Requirements to inform and consult regarding collective redundancies are based are contained in the Trade Union and Labour Relations (Consolidation) Act 1992 Part IV Chapter II (TULRCA). The law relating to redundancy as it affects individuals is contained in the Employment Rights Act 1996.

Collective Redundancies
The duty to consult the union is triggered when the employer proposes to dismiss as redundant at least 20 employees at one establishment. Where there is no recognition agreement the employer has to invite the employees to elect representatives, whom they then have to consult with.

Section 188 of TULRCA states that consultation must begin in good time, the minimum period being 90 days where 100 or more employees are to be made redundant and 30 days for less than 100.

The employer has to consult the union on ways to avoid dismissal, ways to reduce the numbers being dismissed and ways to lessen the impact of dismissals.
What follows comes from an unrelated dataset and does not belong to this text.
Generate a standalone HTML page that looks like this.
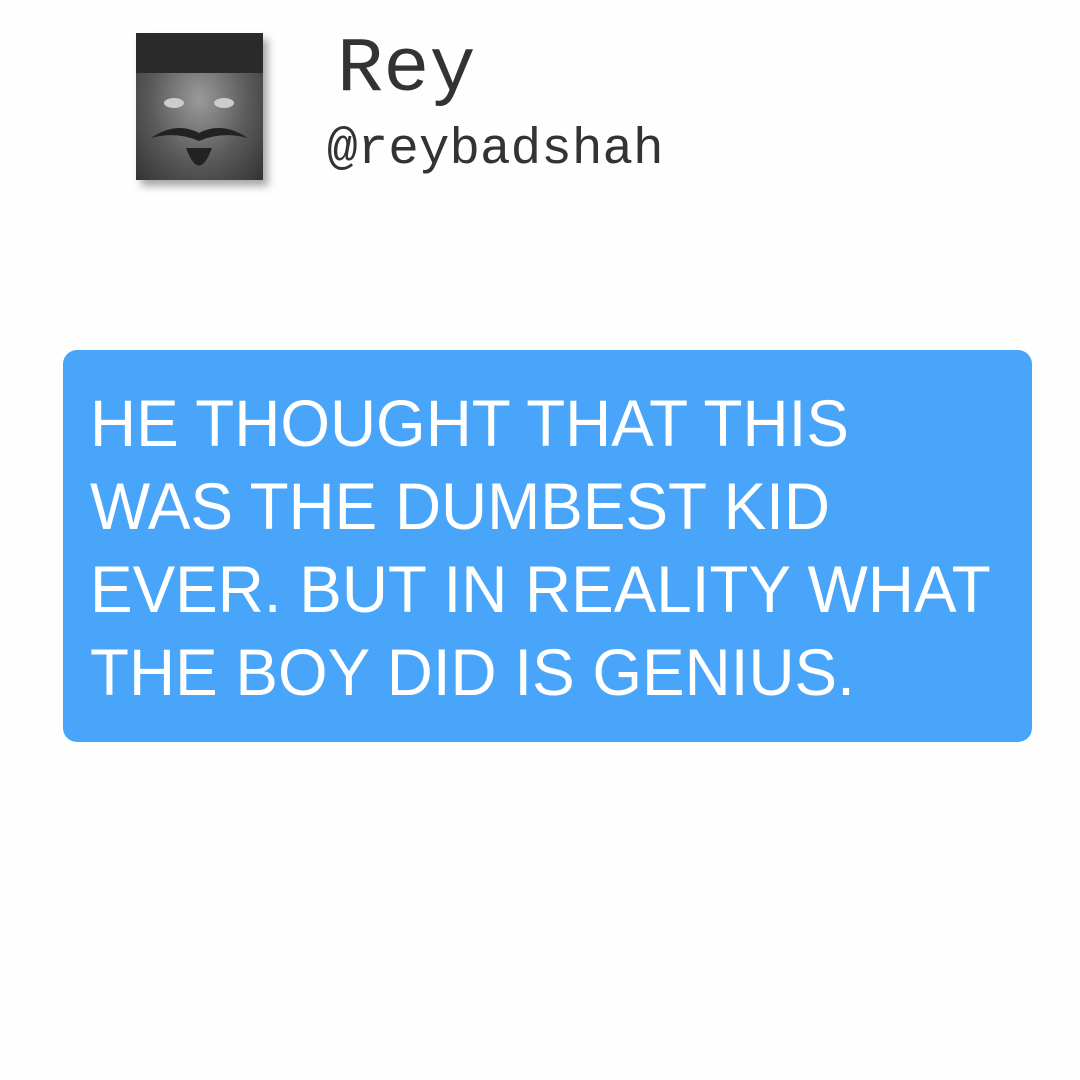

As part of the consultation process, the employer has to tell the union, in writing

  • why redundancies are being proposed
  • how many employees and what type of employee may be made redundant
  • the total number of such employees at the establishment or unit the employees are assigned to – ‘the pool’
  • the method the employer intends to use to select employees for redundancy – ‘the selection matrix’
  • the procedure under which redundancies will be carried out, including the timing of redundancies
  • the method of calculating redundancy payments.

All but the last of these should be contained in the HR1 Form completed by the employer for the DTI (now BERR) and copied to the union. Once the union has the required information the employer has to provide access to those employees affected by the redundancy proposals. Where an employer fails to consult as required by section 188, the union or any affected member can complain to an Employment Tribunal.

Protective Awards
If a tribunal finds that an employer has breached s.188 it will issue a declaration and can also make a protective award.
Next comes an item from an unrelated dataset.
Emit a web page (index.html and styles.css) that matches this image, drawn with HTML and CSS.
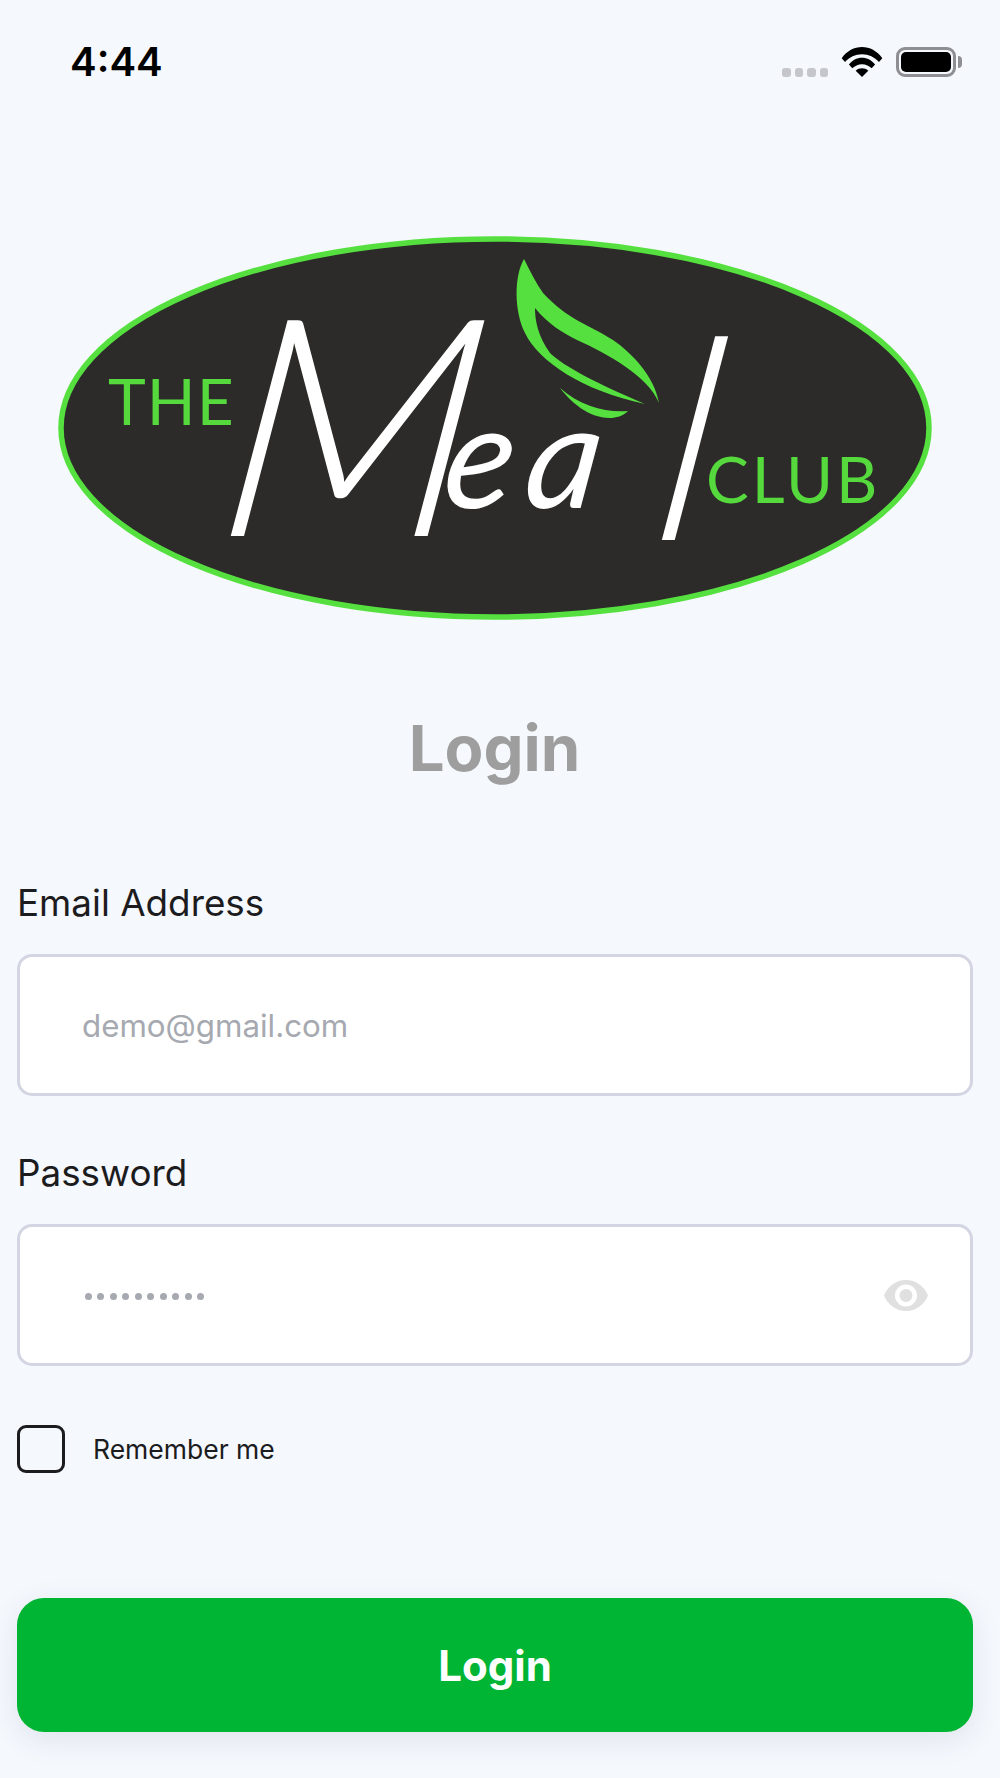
FILE: index.html
```html
<!DOCTYPE html>
<html lang="en">
<head>
<meta charset="utf-8">
<title>Login</title>
<link rel="stylesheet" href="styles.css">
</head>
<body>
<div class="screen">
  <header class="status">
    <span class="time">4:44</span>
    <div class="status-icons">
      <div class="signal"><i></i><i></i><i></i><i></i></div>
      <svg class="wifi" viewBox="0 0 42 31" aria-hidden="true">
        <path d="M0 11.500C5.500 4 13 0 21 0s15.500 4 21 11.500L38.500 15.500C34 10.500 28 7.500 21 7.500S8 10.500 3.500 15.500Z"/>
        <path d="M7.500 18C11 13.500 15.500 11 21 11s10 2.500 13.500 7L31 22C28.500 19.500 25 17.800 21 17.800S13.500 19.500 11 22Z"/>
        <path d="M14.500 24.500C16.500 22.800 18.500 22 21 22s4.500.8 6.500 2.500L21 31Z"/>
      </svg>
      <div class="battery"><div class="battery-fill"></div><span class="battery-cap"></span></div>
    </div>
  </header>

  <svg class="logo" viewBox="0 0 880 390" role="img" aria-label="The Meal Club">
    <ellipse class="logo-oval" cx="437" cy="192" rx="434" ry="189"/>
    <path class="logo-leaf" d="M466 23C456 40 456 75 467 97C480 125 525 155 587 168C540 148 505 130 492 117C480 100 477 85 477 72C490 88 505 97 519 104C550 118 590 140 601 167C596 140 575 118 555 104C530 88 510 84 485 57C478 47 472 35 466 23Z"/>
    <path class="logo-leaf" d="M502 152C512 165 530 182 552 182C558 182 565 180 570 175C549 177 522 170 502 152Z"/>
    <text class="logo-small" x="50" y="189">THE</text>
    <text class="logo-script" transform="skewX(-8)"><tspan x="196" y="300">M</tspan><tspan class="logo-script-small" x="420" y="272">ea</tspan><tspan class="logo-script-tall" x="634" y="304">l</tspan></text>
    <text class="logo-small logo-club" x="648" y="267">CLUB</text>
  </svg>

  <h1 class="title">Login</h1>

  <form class="form">
    <label class="field-label">Email Address</label>
    <div class="input"><span class="placeholder">demo@gmail.com</span></div>

    <label class="field-label field-label-second">Password</label>
    <div class="input">
      <div class="dots"><i></i><i></i><i></i><i></i><i></i><i></i><i></i><i></i><i></i><i></i></div>
      <svg class="eye" viewBox="0 0 44 31" aria-hidden="true">
        <path fill-rule="evenodd" d="M22 0C32 0 40 6 44 15.500C40 25 32 31 22 31S4 25 0 15.500C4 6 12 0 22 0ZM22 4.500A11 11 0 1 0 22 26.500A11 11 0 1 0 22 4.500Z"/>
        <circle cx="22" cy="15.500" r="6.500"/>
      </svg>
    </div>

    <div class="remember">
      <span class="checkbox"></span>
      <span class="remember-text">Remember me</span>
    </div>

    <button class="submit" type="button">Login</button>
  </form>
</div>
</body>
</html>
```

FILE: styles.css
```css
* { box-sizing: border-box; }
html, body { margin: 0; padding: 0; }
body { background: #f5f8fd; font-family: Inter, "Liberation Sans", sans-serif; color: #1c1c1e; }
.screen { width: 1000px; height: 1778px; display: flex; flex-direction: column; overflow: hidden; }

.status { display: flex; justify-content: space-between; align-items: flex-start; padding: 40px 40px 0 70px; height: 236px; }
.time { font-size: 40px; font-weight: 600; line-height: 44px; color: #000; }
.status-icons { display: flex; align-items: flex-end; margin-top: 7px; }
.signal { display: flex; gap: 4px; margin-right: 13px; }
.signal i { display: block; width: 8.500px; height: 9px; border-radius: 3px; background: #c4c6cb; }
.wifi { width: 42px; height: 30px; fill: #000; display: block; }
.battery { position: relative; width: 60px; height: 30px; margin-left: 13px; margin-right: 4px; padding: 2px; border: 3px solid #8e8e93; border-radius: 9px; }
.battery-fill { height: 100%; background: #000; border-radius: 5px; }
.battery-cap { position: absolute; right: -9px; top: 6px; width: 4px; height: 12px; background: #8e8e93; border-radius: 0 4px 4px 0; }

.logo { display: block; width: 880px; height: 390px; margin-left: 58px; flex: none; }
.logo-oval { fill: #2c2b29; stroke: #56e03f; stroke-width: 5.500; }
.logo-leaf { fill: #56e03f; }
.logo-small { font-family: Lato, sans-serif; font-size: 64px; letter-spacing: 1px; fill: #56d93d; }
.logo-club { letter-spacing: 3px; }
.logo-script { font-family: Lato, sans-serif; font-style: italic; font-weight: 300; font-size: 305px; fill: #fff; }
.logo-script-small { font-size: 145px; font-weight: 400; letter-spacing: 12px; }
.logo-script-tall { font-size: 280px; }

.title { margin: 86px 27px 0 16px; text-align: center; font-size: 63.500px; line-height: 72px; font-weight: 700; color: #9e9e9f; }

.form { display: flex; flex-direction: column; padding: 0 27px 0 17px; }
.field-label { display: block; font-size: 36.800px; line-height: 44px; margin-top: 97px; color: #1c1c1e; }
.field-label-second { margin-top: 55px; }
.input { display: flex; align-items: center; justify-content: space-between; height: 142px; margin-top: 29px; padding: 2px 42px 0 62px; background: #fff; border: 3px solid #d3d5e3; border-radius: 15px; }
.placeholder { font-size: 31.300px; color: #a6a9b0; }
.dots { display: flex; gap: 5.440px; margin-left: 3px; }
.dots i { display: block; width: 7px; height: 7px; border-radius: 50%; background: #a6a9b0; }
.eye { width: 44px; height: 31px; fill: #e0e0e0; display: block; margin-top: -2px; }

.remember { display: flex; align-items: center; margin-top: 59px; }
.checkbox { width: 48px; height: 48px; border: 3px solid #1c1c1e; border-radius: 9px; flex: none; }
.remember-text { font-size: 26.500px; margin-left: 28px; }

.submit { display: block; width: 956px; height: 134px; margin-top: 125px; border: 0; border-radius: 27px; background: #00b533; color: #fff; font-family: Inter, sans-serif; font-size: 42px; font-weight: 700; box-shadow: 0 8px 30px rgba(40, 60, 90, 0.1); }
```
A protective award is an amount of money payable by the employer to employees who are threatened with redundancy or who have been made redundant, where the redundancy has not been consulted on. The amount is the earnings the employees would have received for a protected period. The protected period starts with the date of the first redundancy or the date of award if the redundancies have yet to take place and lasts for up to 90 days depending on the level of the employer’s failure.

Redundancy and Unfair Dismissal
Under the section 98 of the Employment Rights Act 1996 (ERA), redundancy is one of the potentially fair reasons for dismissing an employee. If it is accepted that redundancy was the real reason for dismissal, the test for fairness translates into whether or not it was fair to select that particular employee for redundancy.
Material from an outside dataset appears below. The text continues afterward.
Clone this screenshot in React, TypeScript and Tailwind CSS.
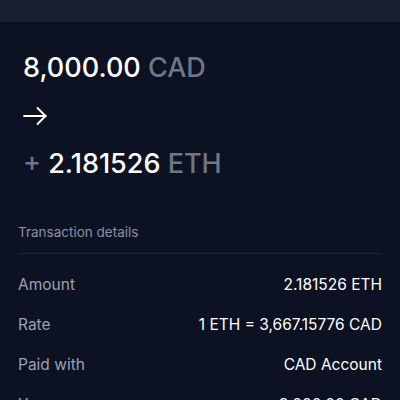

It will be automatically unfair to select an employee for redundancy if the reason they were selected was one of the protected reasons such as trade union membership, whistle blowing or for exercising various other statutory rights. NB There is no minimum length of service for claiming automatic unfair dismissal.  In deciding whether a particular selection was fair Employment Tribunals will look two aspects of selection: the pool for selection and the selection matrix.

The Pool
When considering the reasonableness of an employer’s selection of the group of employees at risk of redundancy, relevant factors will include:

  • Other employees dong similar work
  • Employees doing interchangeable jobs
  • The employees’ previous jobs with the employer
  • Trade union agreement

The Matrix
The most important test of the reasonableness of including any particular selection criteria in the matrix is whether or not it is objective. Objective criteria would include length of service, disciplinary records and qualifications. These criteria can all be measured and supported by documentation, unlike subjective criteria like appearance and attitude. The use of some criteria may also breach other employment protection rights. For example, using attendance records could infringe provisions relating to parental leave, and considering sickness absence without making adjustments for disability could breach the Disability Discrimination Act. It had been thought that using length of service may now be outlawed under the Age Discrimination Regulations. However, the Employment Appeal Tribunal has now ruled that it is legitimate for an employer to consider employee loyalty over time as one factor in redundancy selection.

Like any claim for unfair dismissal a claim for unfair selection for redundancy must be lodged with the Employment Tribunal within 3 months of the date of dismissal.

Alternative Employment
Where an employer offers suitable alternative employment, there is no redundancy, and therefore no right to a redundancy payment, if the employee unreasonably refuses the offer. In considering the suitability of the post, factors to consider include the content of the job, its status within the employer, the pay and hours of work and the job prospects.

Redundancy Payments
Only employees with a minimum of two years continuous service are entitled to redundancy payments and those payments are calculated based on the employee’s length of service and age at the date of redundancy.